Sant’Angelo, adesso c’è l’ipotesi di istigazione al suicidio

Per la morte di Giovanna Pedretti scatta la ricerca ai potenziali corresponsabili

È stata iscritta nelle scorse ore una prima ipotesi di reato nel fascicolo aperto dalla Procura di Lodi per la morte di Giovanna Pedretti, la ristoratrice di 59 anni di Sant’Angelo Lodigiano

trovata morta nel Lambro con i polsi tagliati domenica pomeriggio dopo che venerdì e sabato era finita su social e giornali, dapprima elogiata per aver pubblicato un post in cui prendeva le distanze da una recensione omofoba contro il suo locale Le Vignole e poche ore dopo criticata per l’ipotesi che quella recensione fosse un falso colto o addirittura creato da qualcuno allo scopo di dare notorietà alla sua attività: nonostante la cautela e il riserbo è trapelato che il titolo di reato è l’istigazione al suicidio. Fatta salva la presunzione di non colpevolezza, un passaggio tecnico per poter compiere tutti gli accertamenti che si riterranno necessari. Per ricostruire prima le ultime tragiche ore della donna, e poi inquadrare le tre giornate precedenti, dalla ribalta mediatica all’interrogatorio cui era stata sottoposta come persona informata sui fatti per indagare, per prima cosa, sui contenuti discriminatori di quella recensione.

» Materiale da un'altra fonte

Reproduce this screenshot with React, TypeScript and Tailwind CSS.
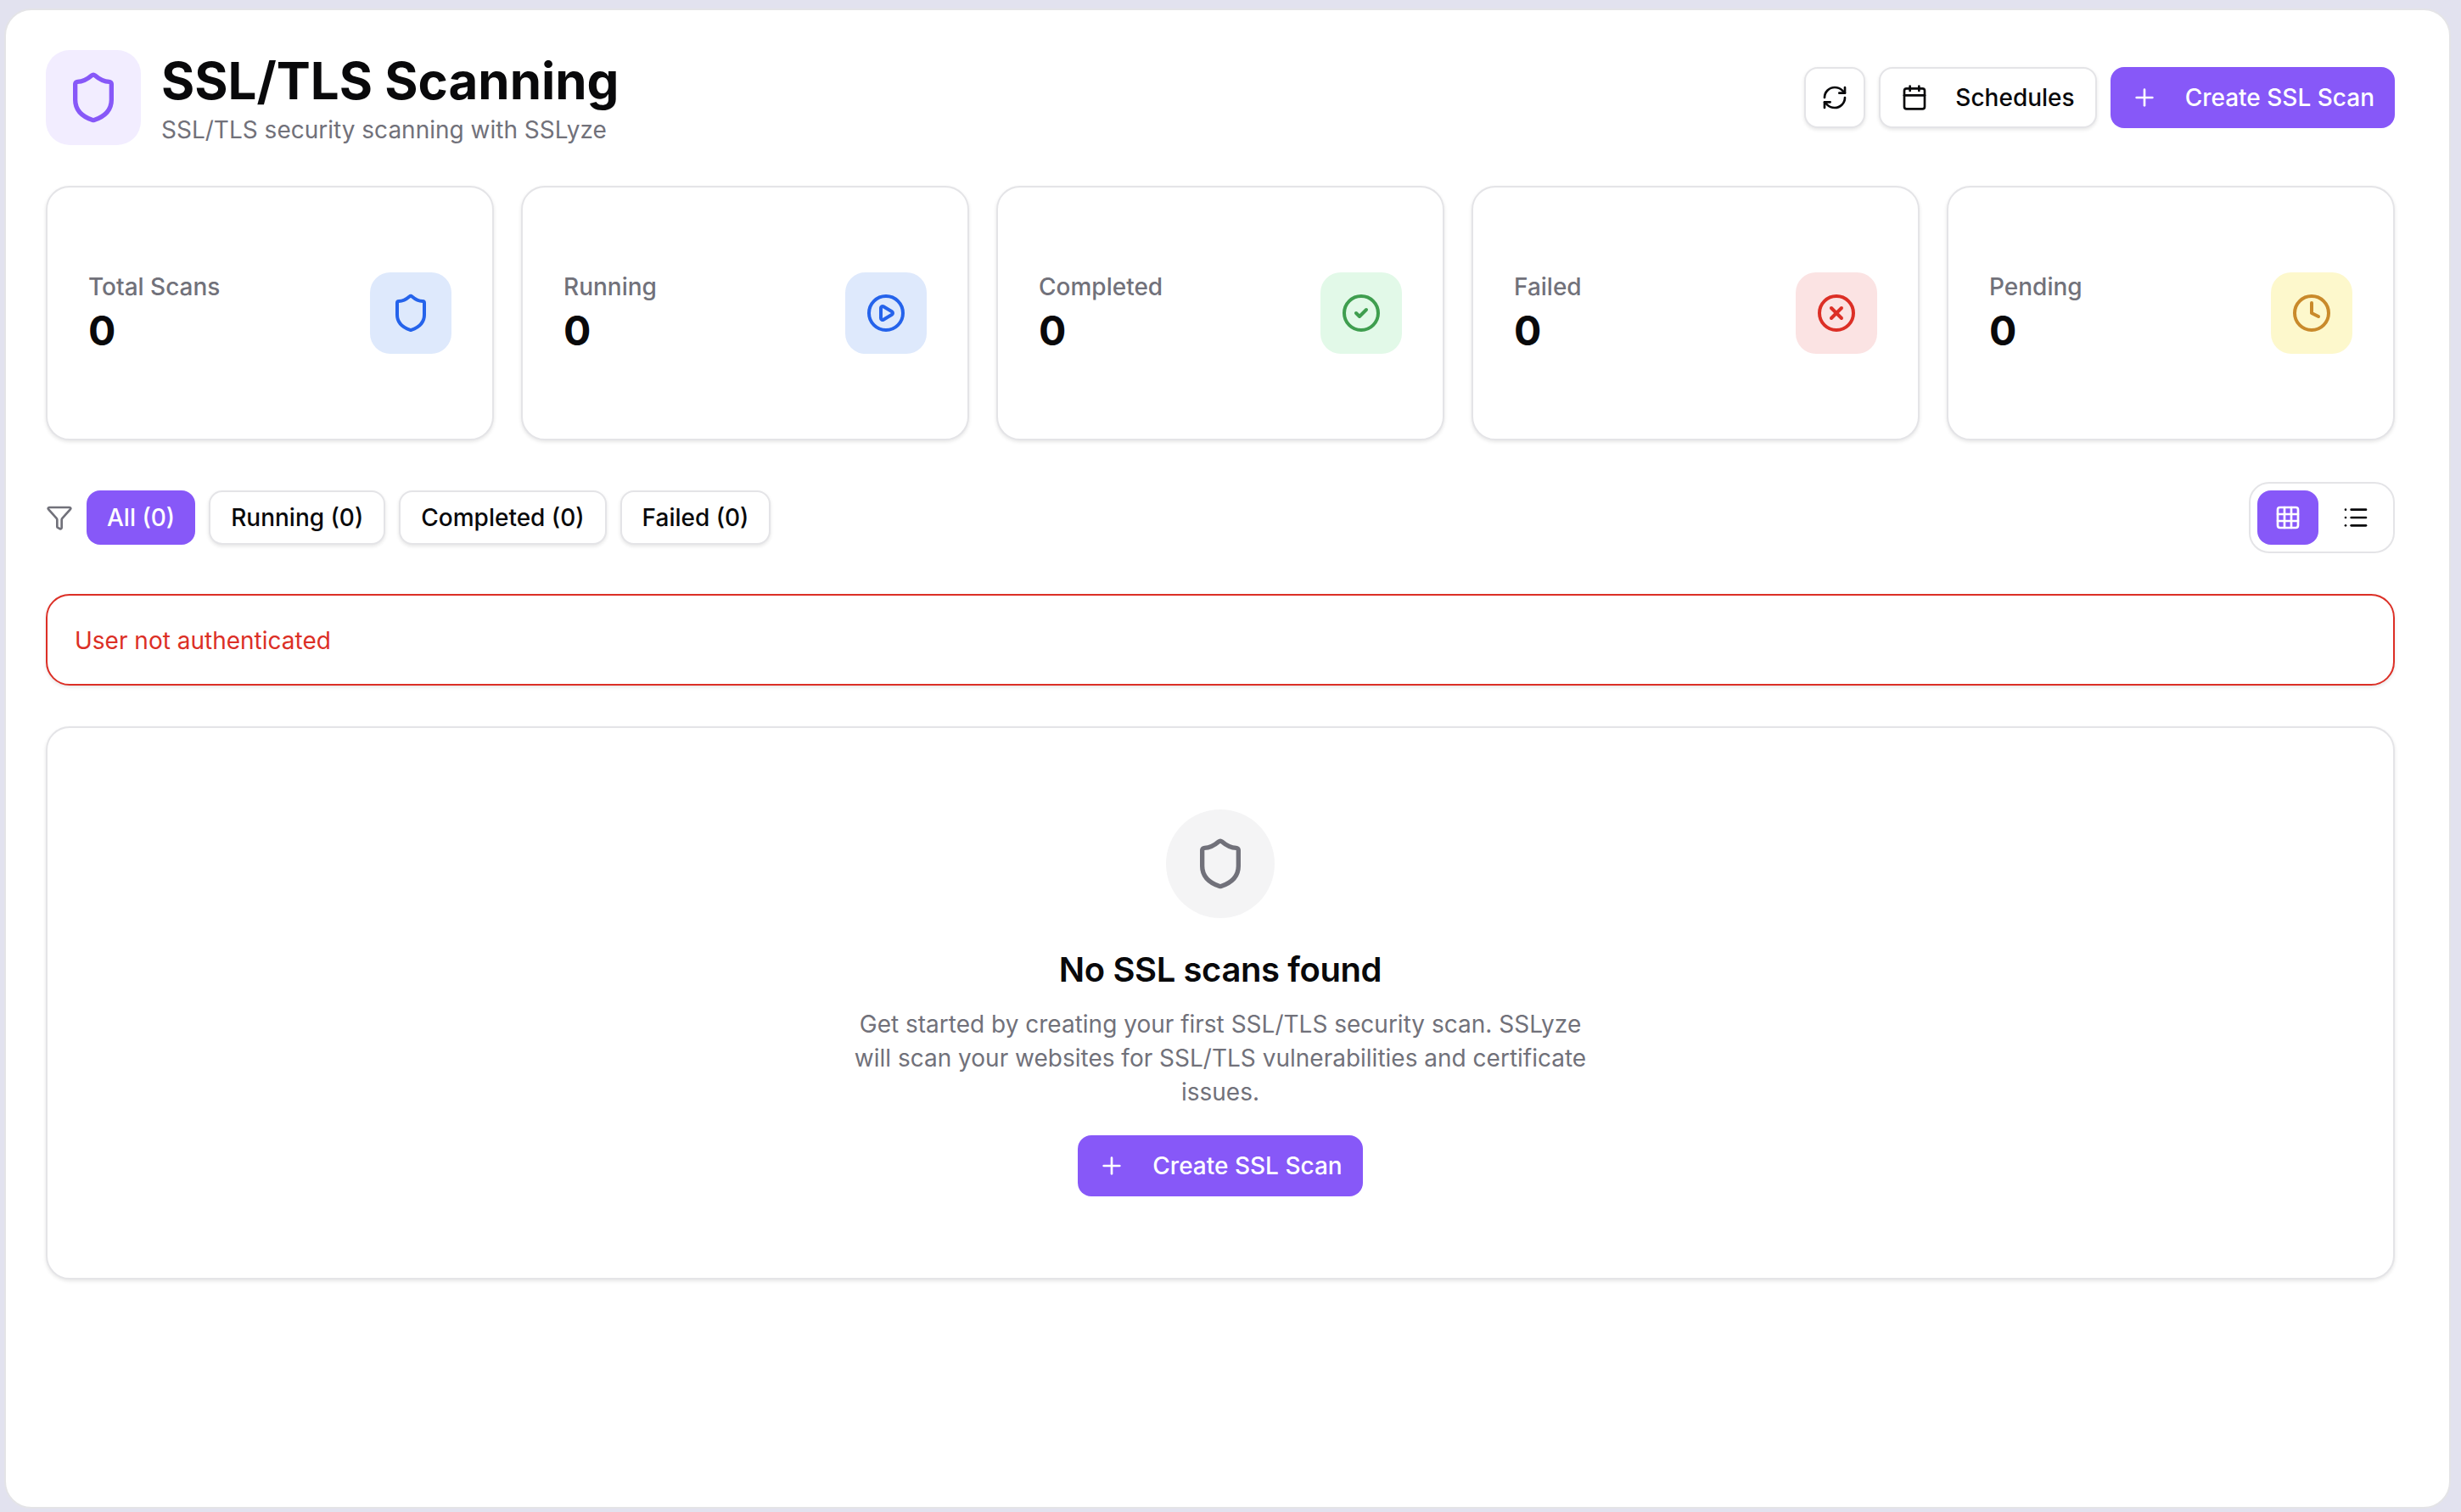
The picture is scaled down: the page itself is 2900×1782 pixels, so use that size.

Sta di fatto che al blog di Telegram in cui un cuoco aveva per primo sollevato il l’ipotesi della recensione falsa, facendo “debunking”, erano seguiti più di mille commenti, alcuni dei quali descritti da chi li ha visti come molto pesanti nei confronti di Giovanna Pedretti. Un dito puntato, grosso come Internet probabilmente dal punto di vista della pizzaiola, anzi, un coro urlante, un “crucefige” di voci cattive e anonime. Colpa di chi ha rivelato una bugia (ma se era davvero una bugia lo accerteranno i carabinieri anche con accertamenti telematici) o di chi per pura invidia e cattiveria ha insultato una lavoratrice? Sarebbe stata la stessa Pedretti, messa sotto pressione dai social, a raccontare al cuoco tanto attivo su Telegram di essersi presentata in caserma per dire la sua verità su quella recensione. Se così è andata, è un segno di quanto sentisse grande quella pressione fatta di parole al vento.

Chi conosceva Giovanna sapeva anche che il suo locale di via Venti Settembre era tra quelli che di clienti ne avevano, e non la vede neppure come una persona in grado di fare “taglia e incolla” con computer e smartphone per fabbricare una recensione falsa. Secondo gli inquirenti anche il precedente del fratello che si tolse la vita più di una decina di anni fa è uno di quei fatti che possono segnare in modo indelebile una persona.

Col senno di poi, se davvero si è tolta la vita, Giovanna ha pagato anche il fatto di non aver pensato che telefonino e televisione si possono sempre spegnere, perché la vita vera è un’altra cosa e al ristorante la gente ci va per mangiare bene. E invece di prendersela doveva rispondere a tanti con un sano “vaffa”.